中国の辛亥革命から、10日で100周年を迎えます。革命に大きな役割を果たした孫文の研究家である藤井昇三・電気通信大学名誉教授に辛亥革命の歴史的意義などについて聞きました。


アジア初の共和制国家誕生

専制王朝支配に終止符
 辛亥革命は、清朝を倒し、2000年以上続いた専制王朝体制に終止符を打ちました。そして、アジアで最初の共和制国家である中華民国が誕生しました。これは1949年に中華人民共和国を生む基盤になりました。

 ただ、中華民国の臨時大総統となった孫文は、内部対立や資金不足などから清朝側の軍の実力者だった袁世凱に妥協し、臨時大総統の座を譲ります。袁世凱は強権政治を敷き、一時的に『皇帝』を名乗り、革命の目標だった共和制を実質的に覆してしまいます。孫文は、「革命いまだ成らず」という遺言を残して、病死しました。

 革命の理想は中国民衆の中に生き続けます。1920年前後に中国の新聞が行った尊敬する人物についての世論調査では、孫文が圧倒的人気で第1位を獲得しました。当時の中国の民衆、とくに学生・知識人は、孫文の革命の理想に共鳴し、大きな支持を与えていたのです。

国際的に孤立した日本
 日本政府は革命派ではなく、清朝を支持しました。理由の第一は、天皇制支配が揺らぐのではないかという恐れ。第二は、前年(1910年)に植民地にしたばかりの韓国の民衆に民族独立の影響が及ぶことへの恐れです。

 当時の日本は日英同盟を結んでいたので、英国とともに革命を阻止しようとしていました。しかし英国は、中国が袁世凱を指導者とする共和制国家になることが自国の権益確保に有利になると考え、日本に相談せずに革命支持を打ち出します。フランスは当初から革命を支持。米国は中立の立場でしたが、国内では多くの人が革命を支持しました。
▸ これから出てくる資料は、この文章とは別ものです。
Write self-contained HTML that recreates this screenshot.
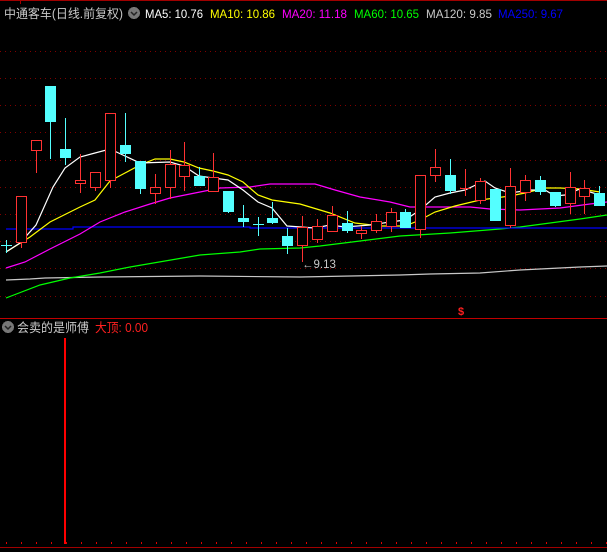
<!DOCTYPE html>
<html><head><meta charset="utf-8"><style>
html,body{margin:0;padding:0;background:#000;}
svg{display:block}
text{font-family:"Liberation Sans","Noto Sans CJK SC",sans-serif;}
</style></head><body>
<svg width="607" height="552" viewBox="0 0 607 552" xmlns="http://www.w3.org/2000/svg" shape-rendering="crispEdges">
<rect width="607" height="552" fill="#000"/>
<line x1="0" y1="0.5" x2="607" y2="0.5" stroke="#a00000"/>
<line x1="20.5" y1="0" x2="20.5" y2="4" stroke="#a00000"/>
<g stroke="#800000" stroke-dasharray="1 4">
<line x1="0" y1="51.5" x2="607" y2="51.5"/><line x1="0" y1="78.5" x2="607" y2="78.5"/>
<line x1="0" y1="105.5" x2="607" y2="105.5"/><line x1="0" y1="132.5" x2="607" y2="132.5"/>
<line x1="0" y1="160.5" x2="607" y2="160.5"/><line x1="0" y1="187.5" x2="607" y2="187.5"/>
<line x1="0" y1="214.5" x2="607" y2="214.5"/><line x1="0" y1="241.5" x2="607" y2="241.5"/>
<line x1="0" y1="268.5" x2="607" y2="268.5"/><line x1="0" y1="296.5" x2="607" y2="296.5"/>
</g>
<line x1="0" y1="318.5" x2="607" y2="318.5" stroke="#c00000"/>
<line x1="0" y1="547.5" x2="607" y2="547.5" stroke="#a00000"/>
<g stroke="#e00000" stroke-dasharray="1 14" stroke-width="2"><line x1="6" y1="543" x2="607" y2="543"/></g>
<text x="4" y="18" font-size="12.5" fill="#c8c8c8" textLength="119" lengthAdjust="spacingAndGlyphs">中通客车(日线.前复权)</text>
<circle cx="134" cy="13" r="6" fill="#777"/>
<path d="M131 12 l3 3 l3 -3" stroke="#222" fill="none" stroke-width="1.5" shape-rendering="auto"/>
<text x="145" y="18" font-size="12" fill="#fff" textLength="58" lengthAdjust="spacingAndGlyphs">MA5: 10.76</text>
<text x="210" y="18" font-size="12" fill="#ffff00" textLength="65" lengthAdjust="spacingAndGlyphs">MA10: 10.86</text>
<text x="282" y="18" font-size="12" fill="#ff00ff" textLength="65" lengthAdjust="spacingAndGlyphs">MA20: 11.18</text>
<text x="354" y="18" font-size="12" fill="#00ff00" textLength="65" lengthAdjust="spacingAndGlyphs">MA60: 10.65</text>
<text x="426" y="18" font-size="12" fill="#c8c8c8" textLength="66" lengthAdjust="spacingAndGlyphs">MA120: 9.85</text>
<text x="498" y="18" font-size="12" fill="#0000ff" textLength="65" lengthAdjust="spacingAndGlyphs">MA250: 9.67</text>
<g fill="none" shape-rendering="auto" stroke-width="1.2">
<polyline stroke="#c8c8c8" points="6,280 30,279 45,278 100,277 200,276 300,277 400,275 430,274 480,273 520,270 580,267 607,266"/>
<polyline stroke="#00ff00" points="6,298 40,285 70,278 100,273 130,267 200,255 240,252 260,249 300,248 320,246 360,241 400,236 450,233 500,229 520,227 550,223 580,219 607,215"/>
<polyline stroke="#0000ff" points="6,229 73,229 73,227 250,227 250,228 607,228"/>
<polyline stroke="#ff00ff" points="6,268 25,262 50,249 80,234 100,222 125,212 150,204 170,198 200,192 220,188 250,187 270,184 315,184 335,190 360,197 390,202 410,207 470,207 490,209 520,210 560,208 590,204 607,202"/>
<polyline stroke="#ffff00" points="6,252 30,237 50,222 80,207 95,200 110,181 125,173 140,165 155,159 170,159 184,162 199,168 213,171 228,175 243,182 258,195 272,200 300,204 330,213 355,223 380,226 405,226 420,220 435,212 455,206 480,200 510,196 525,193 545,188 560,188 580,189 600,192"/>
<polyline stroke="#ffffff" points="6,252 20,243 36,225 53,187 65,168 80,157 95,153 110,149 125,156 140,163 170,162 184,166 199,176 213,178 228,180 243,190 258,202 272,208 287,226 315,228 330,225 345,227 370,225 390,222 405,220 420,210 435,197 450,193 465,190 480,183 485,181 495,188 510,193 530,190 545,190 555,196 565,195 580,189 600,195"/>
</g>
<g stroke="#ff3232" fill="#000">
<line x1="21.5" y1="242" x2="21.5" y2="248"/><rect x="16.5" y="196.5" width="10" height="46"/>
<line x1="36.5" y1="150" x2="36.5" y2="173"/><rect x="31.5" y="140.5" width="10" height="10"/>
<line x1="80.5" y1="154" x2="80.5" y2="193"/><rect x="75.5" y="180.5" width="10" height="3"/>
<line x1="95.5" y1="187" x2="95.5" y2="191"/><rect x="90.5" y="172.5" width="10" height="15"/>
<line x1="110.5" y1="180" x2="110.5" y2="188"/><rect x="105.5" y="113.5" width="10" height="67"/>
<line x1="155.5" y1="174" x2="155.5" y2="204"/><rect x="150.5" y="187.5" width="10" height="6"/>
<line x1="170.5" y1="150" x2="170.5" y2="199"/><rect x="165.5" y="164.5" width="10" height="23"/>
<line x1="184.5" y1="142" x2="184.5" y2="191"/><rect x="179.5" y="165.5" width="10" height="11"/>
<line x1="213.5" y1="153" x2="213.5" y2="192"/><rect x="208.5" y="177.5" width="10" height="14"/>
<line x1="302.5" y1="216" x2="302.5" y2="262"/><rect x="297.5" y="227.5" width="10" height="18"/>
<line x1="317.5" y1="219" x2="317.5" y2="243"/><rect x="312.5" y="226.5" width="10" height="13"/>
<line x1="332.5" y1="206" x2="332.5" y2="232"/><rect x="327.5" y="215.5" width="10" height="16"/>
<line x1="361.5" y1="226" x2="361.5" y2="239"/><rect x="356.5" y="230.5" width="10" height="3"/>
<line x1="376.5" y1="214" x2="376.5" y2="233"/><rect x="371.5" y="221.5" width="10" height="9"/>
<line x1="391.5" y1="208" x2="391.5" y2="232"/><rect x="386.5" y="212.5" width="10" height="14"/>
<line x1="420.5" y1="229" x2="420.5" y2="238"/><rect x="415.5" y="175.5" width="10" height="54"/>
<line x1="435.5" y1="149" x2="435.5" y2="182"/><rect x="430.5" y="167.5" width="10" height="8"/>
<line x1="465.5" y1="169" x2="465.5" y2="196"/><line x1="460" y1="188.5" x2="471" y2="188.5"/>
<line x1="480.5" y1="178" x2="480.5" y2="204"/><rect x="475.5" y="181.5" width="10" height="19"/>
<line x1="510.5" y1="168" x2="510.5" y2="228"/><rect x="505.5" y="186.5" width="10" height="39"/>
<line x1="525.5" y1="175" x2="525.5" y2="201"/><rect x="520.5" y="180.5" width="10" height="12"/>
<line x1="570.5" y1="172" x2="570.5" y2="214"/><rect x="565.5" y="187.5" width="10" height="16"/>
<line x1="584.5" y1="180" x2="584.5" y2="214"/><rect x="579.5" y="188.5" width="10" height="8"/>
</g>
<g stroke="#54ffff" fill="#54ffff">
<line x1="6.5" y1="240" x2="6.5" y2="253"/><line x1="1" y1="245.5" x2="12" y2="245.5"/>
<line x1="50.5" y1="86" x2="50.5" y2="159"/><rect x="45.5" y="86.5" width="10" height="35"/>
<line x1="65.5" y1="118" x2="65.5" y2="165"/><rect x="60.5" y="149.5" width="10" height="8"/>
<line x1="125.5" y1="113" x2="125.5" y2="162"/><rect x="120.5" y="145.5" width="10" height="8"/>
<line x1="140.5" y1="161" x2="140.5" y2="194"/><rect x="135.5" y="161.5" width="10" height="27"/>
<line x1="199.5" y1="167" x2="199.5" y2="186"/><rect x="194.5" y="176.5" width="10" height="9"/>
<line x1="228.5" y1="191" x2="228.5" y2="213"/><rect x="223.5" y="191.5" width="10" height="20"/>
<line x1="243.5" y1="205" x2="243.5" y2="227"/><rect x="238.5" y="218.5" width="10" height="3"/>
<line x1="258.5" y1="217" x2="258.5" y2="236"/><line x1="253" y1="224.5" x2="264" y2="224.5"/>
<line x1="272.5" y1="202" x2="272.5" y2="224"/><rect x="267.5" y="218.5" width="10" height="4"/>
<line x1="287.5" y1="228" x2="287.5" y2="254"/><rect x="282.5" y="236.5" width="10" height="9"/>
<line x1="347.5" y1="211" x2="347.5" y2="233"/><rect x="342.5" y="223.5" width="10" height="7"/>
<line x1="405.5" y1="209" x2="405.5" y2="228"/><rect x="400.5" y="212.5" width="10" height="15"/>
<line x1="450.5" y1="159" x2="450.5" y2="194"/><rect x="445.5" y="175.5" width="10" height="15"/>
<rect x="490.5" y="189.5" width="10" height="31"/>
<line x1="540.5" y1="176" x2="540.5" y2="195"/><rect x="535.5" y="180.5" width="10" height="11"/>
<line x1="555.5" y1="192" x2="555.5" y2="207"/><rect x="550.5" y="192.5" width="10" height="13"/>
<line x1="599.5" y1="186" x2="599.5" y2="206"/><rect x="594.5" y="193.5" width="10" height="12"/>
</g>
<text x="302" y="268" font-size="11.5" fill="#c8c8c8">←9.13</text>
<text x="458" y="315" font-size="11" font-weight="bold" fill="#ff2020">$</text>
<circle cx="8" cy="327" r="6" fill="#777"/>
<path d="M5 326 l3 3 l3 -3" stroke="#222" fill="none" stroke-width="1.5" shape-rendering="auto"/>
<text x="17" y="332" font-size="12.5" fill="#c8c8c8" textLength="72" lengthAdjust="spacingAndGlyphs">会卖的是师傅</text>
<text x="95" y="332" font-size="12.5" fill="#ff2020" textLength="53" lengthAdjust="spacingAndGlyphs">大顶: 0.00</text>
<rect x="64" y="338" width="2" height="206" fill="#ff0000"/>
</svg>
</body></html>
 そのため、清朝支持の日本は国際的に孤立し、最終的には共和制を支持せざるをえなくなりました。
 民衆レベルでは、辛亥革命は大正デモクラシーの時期に重なり、日本の中でも民主化を求める声が高まりました。韓国では8年後に三・一独立運動が起こります。孫文は韓国の独立を将来支援することを約束していました。


孫文の平和外交の願い
 孫文は国際的な視野を持っていました。軍事力ではなく、道理の力で説得し、外交を行う【王道】を唱えていました。世界の国々が平和的外交を行うことが孫文の願いでした。

 また、1924年に三民主義(民族、民権、民生)についての講演をしたとき、中国の将来についてこう警告しています。「将来、強大になったとき、いま自分の受けている列強の政治、経済の圧迫の苦痛を思いおこし、弱小民族が、もし将来同じ苦しみを受けるなら、われわれはこれら帝国主義を消滅しなければならない」

 つまり、中国の進むべき道として、将来強国となったとき、弱小民族を援助する政策をとるべきだということです。
 最近の中国の動きには、強硬な姿勢が見られます。中国は、孫文のこの警告を守ってほしいと思います。

辛亥革命と孫文
 干支(えと)で辛亥(かのとい)の年にあたる1911年の10月10日、武昌(中国湖北省武漢)での蜂起をきっかけに、清朝が倒れ、中華民国が成立(1912年1月)しました。革命派は、南京に中華民国臨時政府を組織し、米国から帰国したばかりの孫文(1866~1925)を臨時大総統に選出しました。

 その後、孫文から政権を譲り受けた袁世凱(1859~1916)は強権政治を強め、革命派を圧迫。孫文は第2革命を起こしたものの、敗れて日本に亡命しました。第3革命中に袁世凱は病死しますが、中国は軍閥支配の時代に入ります。孫文は南方に広州政府を立て、真の民主共和国をめざして活動を展開しました。


藤井昌三(ふじい・しょうぞう)
 1928年、東京都生まれ。電気通信大学名誉教授(近代中国政治史)。著書に『孫文の研究』(勁草書房)など。